* Required work *
Where a line of the listing below includes the word "React", reproduce that line.

* Provided material *
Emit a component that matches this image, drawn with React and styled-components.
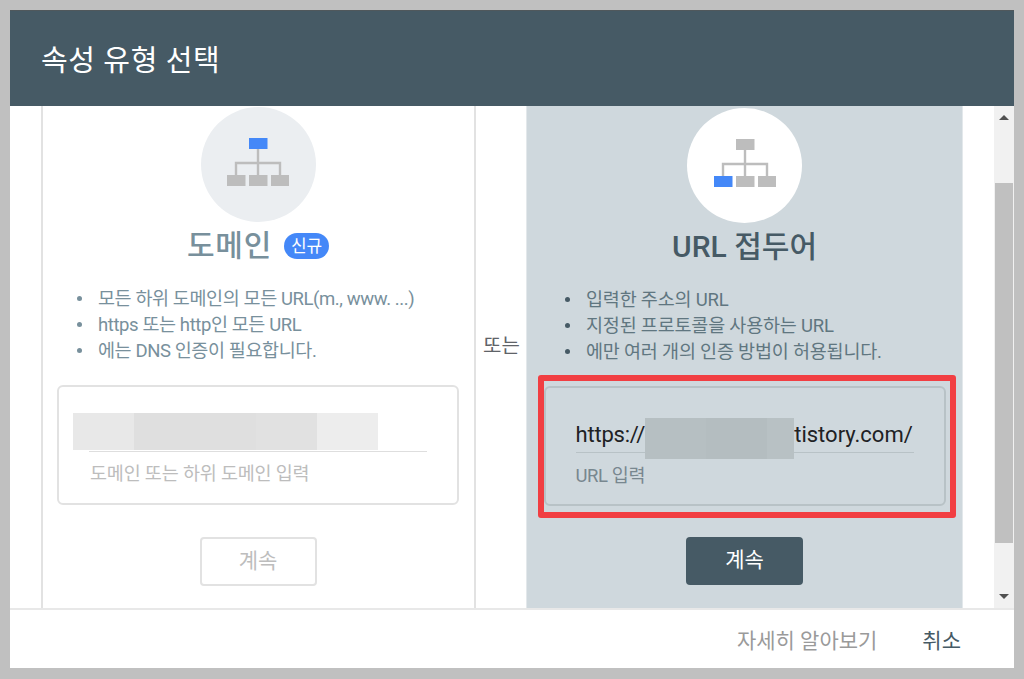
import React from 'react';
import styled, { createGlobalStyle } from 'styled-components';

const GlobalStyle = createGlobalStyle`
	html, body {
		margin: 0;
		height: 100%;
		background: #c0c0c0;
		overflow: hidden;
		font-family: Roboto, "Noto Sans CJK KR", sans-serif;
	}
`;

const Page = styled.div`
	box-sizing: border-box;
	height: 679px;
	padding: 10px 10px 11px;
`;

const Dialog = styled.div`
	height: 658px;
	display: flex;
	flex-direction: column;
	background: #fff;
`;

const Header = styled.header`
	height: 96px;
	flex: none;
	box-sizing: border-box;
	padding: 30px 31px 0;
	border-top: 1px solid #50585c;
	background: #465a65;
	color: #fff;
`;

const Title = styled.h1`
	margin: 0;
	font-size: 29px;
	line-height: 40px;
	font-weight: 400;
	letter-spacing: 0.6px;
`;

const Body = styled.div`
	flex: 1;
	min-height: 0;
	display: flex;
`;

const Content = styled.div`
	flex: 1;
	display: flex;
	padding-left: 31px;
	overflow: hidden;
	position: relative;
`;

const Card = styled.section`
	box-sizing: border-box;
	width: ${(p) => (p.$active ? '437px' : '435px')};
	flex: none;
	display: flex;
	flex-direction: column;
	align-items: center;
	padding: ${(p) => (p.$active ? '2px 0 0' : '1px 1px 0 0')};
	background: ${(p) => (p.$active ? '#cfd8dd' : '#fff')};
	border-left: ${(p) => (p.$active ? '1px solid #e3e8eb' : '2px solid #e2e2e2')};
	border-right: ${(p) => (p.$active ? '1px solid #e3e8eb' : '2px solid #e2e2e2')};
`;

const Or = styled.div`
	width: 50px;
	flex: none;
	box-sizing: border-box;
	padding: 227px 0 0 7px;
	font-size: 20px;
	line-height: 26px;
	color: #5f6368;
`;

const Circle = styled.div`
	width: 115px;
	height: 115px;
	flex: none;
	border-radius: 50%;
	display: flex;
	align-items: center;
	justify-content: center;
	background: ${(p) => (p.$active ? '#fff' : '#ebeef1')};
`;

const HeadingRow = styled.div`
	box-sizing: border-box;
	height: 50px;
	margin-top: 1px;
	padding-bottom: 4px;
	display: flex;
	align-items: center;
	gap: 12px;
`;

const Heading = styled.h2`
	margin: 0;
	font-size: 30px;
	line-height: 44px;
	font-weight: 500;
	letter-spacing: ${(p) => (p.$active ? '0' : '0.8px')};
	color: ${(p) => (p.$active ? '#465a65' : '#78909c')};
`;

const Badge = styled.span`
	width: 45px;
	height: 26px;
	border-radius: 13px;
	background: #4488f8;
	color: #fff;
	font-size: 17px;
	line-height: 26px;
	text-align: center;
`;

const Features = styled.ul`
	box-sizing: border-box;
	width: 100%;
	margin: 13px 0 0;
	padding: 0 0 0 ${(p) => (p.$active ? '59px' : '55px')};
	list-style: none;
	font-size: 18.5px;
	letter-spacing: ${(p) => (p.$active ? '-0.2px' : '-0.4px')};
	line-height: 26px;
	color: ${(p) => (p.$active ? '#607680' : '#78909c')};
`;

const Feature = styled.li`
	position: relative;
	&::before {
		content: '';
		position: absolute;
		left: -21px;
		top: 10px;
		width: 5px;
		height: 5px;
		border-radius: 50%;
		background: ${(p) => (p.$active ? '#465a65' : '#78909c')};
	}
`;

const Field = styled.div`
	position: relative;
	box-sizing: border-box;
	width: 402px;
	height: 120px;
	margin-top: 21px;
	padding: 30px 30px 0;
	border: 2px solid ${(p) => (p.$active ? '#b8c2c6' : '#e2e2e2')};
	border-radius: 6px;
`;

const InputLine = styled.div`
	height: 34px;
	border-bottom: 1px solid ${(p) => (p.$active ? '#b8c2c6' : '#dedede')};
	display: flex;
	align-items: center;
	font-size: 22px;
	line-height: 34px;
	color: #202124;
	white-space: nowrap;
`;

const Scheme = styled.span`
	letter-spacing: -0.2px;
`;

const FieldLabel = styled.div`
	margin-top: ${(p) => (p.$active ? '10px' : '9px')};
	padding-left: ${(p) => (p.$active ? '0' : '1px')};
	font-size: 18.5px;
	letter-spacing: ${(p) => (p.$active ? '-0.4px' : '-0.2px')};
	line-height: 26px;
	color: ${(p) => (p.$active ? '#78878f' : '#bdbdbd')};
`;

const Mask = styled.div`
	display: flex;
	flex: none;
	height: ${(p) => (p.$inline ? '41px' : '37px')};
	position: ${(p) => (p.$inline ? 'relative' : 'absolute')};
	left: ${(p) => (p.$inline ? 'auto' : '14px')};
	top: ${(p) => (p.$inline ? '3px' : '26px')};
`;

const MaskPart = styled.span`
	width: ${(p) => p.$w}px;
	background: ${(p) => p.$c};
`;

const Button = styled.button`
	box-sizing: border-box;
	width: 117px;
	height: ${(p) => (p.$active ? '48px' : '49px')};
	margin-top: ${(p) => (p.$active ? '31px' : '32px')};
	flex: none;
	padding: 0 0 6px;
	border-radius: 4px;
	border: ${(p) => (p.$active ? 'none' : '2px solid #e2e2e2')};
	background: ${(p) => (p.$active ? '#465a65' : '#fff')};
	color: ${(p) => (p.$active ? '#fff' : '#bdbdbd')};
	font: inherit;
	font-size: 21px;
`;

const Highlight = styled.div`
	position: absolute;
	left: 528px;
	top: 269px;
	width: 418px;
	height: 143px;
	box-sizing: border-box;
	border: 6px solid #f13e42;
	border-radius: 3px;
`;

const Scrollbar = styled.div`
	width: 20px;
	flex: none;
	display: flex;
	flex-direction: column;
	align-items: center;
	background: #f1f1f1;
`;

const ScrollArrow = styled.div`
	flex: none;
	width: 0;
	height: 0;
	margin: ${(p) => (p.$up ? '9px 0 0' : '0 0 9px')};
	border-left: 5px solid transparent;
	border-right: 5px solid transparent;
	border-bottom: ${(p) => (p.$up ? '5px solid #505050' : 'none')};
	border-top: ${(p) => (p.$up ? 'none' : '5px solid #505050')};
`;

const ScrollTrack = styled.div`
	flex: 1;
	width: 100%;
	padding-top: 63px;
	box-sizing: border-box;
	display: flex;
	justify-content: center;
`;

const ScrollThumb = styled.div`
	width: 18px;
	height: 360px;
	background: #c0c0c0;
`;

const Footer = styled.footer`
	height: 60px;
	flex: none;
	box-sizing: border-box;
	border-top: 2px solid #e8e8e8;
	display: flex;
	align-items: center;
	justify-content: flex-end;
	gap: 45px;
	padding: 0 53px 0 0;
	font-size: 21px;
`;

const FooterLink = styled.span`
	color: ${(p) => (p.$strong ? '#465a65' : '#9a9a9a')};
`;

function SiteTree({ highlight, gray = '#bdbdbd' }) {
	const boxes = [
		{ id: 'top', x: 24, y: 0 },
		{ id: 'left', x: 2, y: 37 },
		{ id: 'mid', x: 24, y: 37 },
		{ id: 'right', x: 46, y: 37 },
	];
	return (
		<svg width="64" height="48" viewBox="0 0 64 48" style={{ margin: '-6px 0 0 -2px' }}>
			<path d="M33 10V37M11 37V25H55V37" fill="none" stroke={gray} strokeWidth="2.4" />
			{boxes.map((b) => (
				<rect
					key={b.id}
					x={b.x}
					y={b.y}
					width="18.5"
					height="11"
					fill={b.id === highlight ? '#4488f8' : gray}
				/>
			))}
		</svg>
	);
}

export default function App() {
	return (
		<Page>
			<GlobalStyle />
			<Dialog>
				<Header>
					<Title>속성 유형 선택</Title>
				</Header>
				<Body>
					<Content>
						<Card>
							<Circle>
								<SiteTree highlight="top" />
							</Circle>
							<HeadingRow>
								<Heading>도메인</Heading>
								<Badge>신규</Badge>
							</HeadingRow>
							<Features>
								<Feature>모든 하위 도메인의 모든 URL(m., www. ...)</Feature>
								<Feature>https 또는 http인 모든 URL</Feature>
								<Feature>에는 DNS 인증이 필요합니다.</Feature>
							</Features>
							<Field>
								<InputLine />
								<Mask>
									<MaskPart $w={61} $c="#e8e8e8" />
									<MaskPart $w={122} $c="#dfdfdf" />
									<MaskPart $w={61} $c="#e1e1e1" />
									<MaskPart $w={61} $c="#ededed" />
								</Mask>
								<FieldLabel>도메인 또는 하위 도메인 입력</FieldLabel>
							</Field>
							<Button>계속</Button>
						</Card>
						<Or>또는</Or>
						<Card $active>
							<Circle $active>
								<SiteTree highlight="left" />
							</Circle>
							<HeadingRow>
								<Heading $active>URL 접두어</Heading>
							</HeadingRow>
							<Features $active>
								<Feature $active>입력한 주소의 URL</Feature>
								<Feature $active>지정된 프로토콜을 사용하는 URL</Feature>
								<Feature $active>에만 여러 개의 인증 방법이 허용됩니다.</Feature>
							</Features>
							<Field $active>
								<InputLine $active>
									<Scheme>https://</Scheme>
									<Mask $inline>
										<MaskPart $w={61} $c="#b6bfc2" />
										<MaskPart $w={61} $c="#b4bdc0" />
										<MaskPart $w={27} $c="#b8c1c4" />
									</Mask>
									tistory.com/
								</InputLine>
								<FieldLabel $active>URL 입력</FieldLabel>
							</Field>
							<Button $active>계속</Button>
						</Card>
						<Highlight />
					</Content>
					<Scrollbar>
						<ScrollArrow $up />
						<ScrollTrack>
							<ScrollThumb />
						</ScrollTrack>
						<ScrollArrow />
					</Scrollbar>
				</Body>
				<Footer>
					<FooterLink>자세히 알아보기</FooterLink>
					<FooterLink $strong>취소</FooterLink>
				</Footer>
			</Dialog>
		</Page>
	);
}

* Complete output *
Emit a component that matches this image, drawn with React and styled-components.
import React from 'react';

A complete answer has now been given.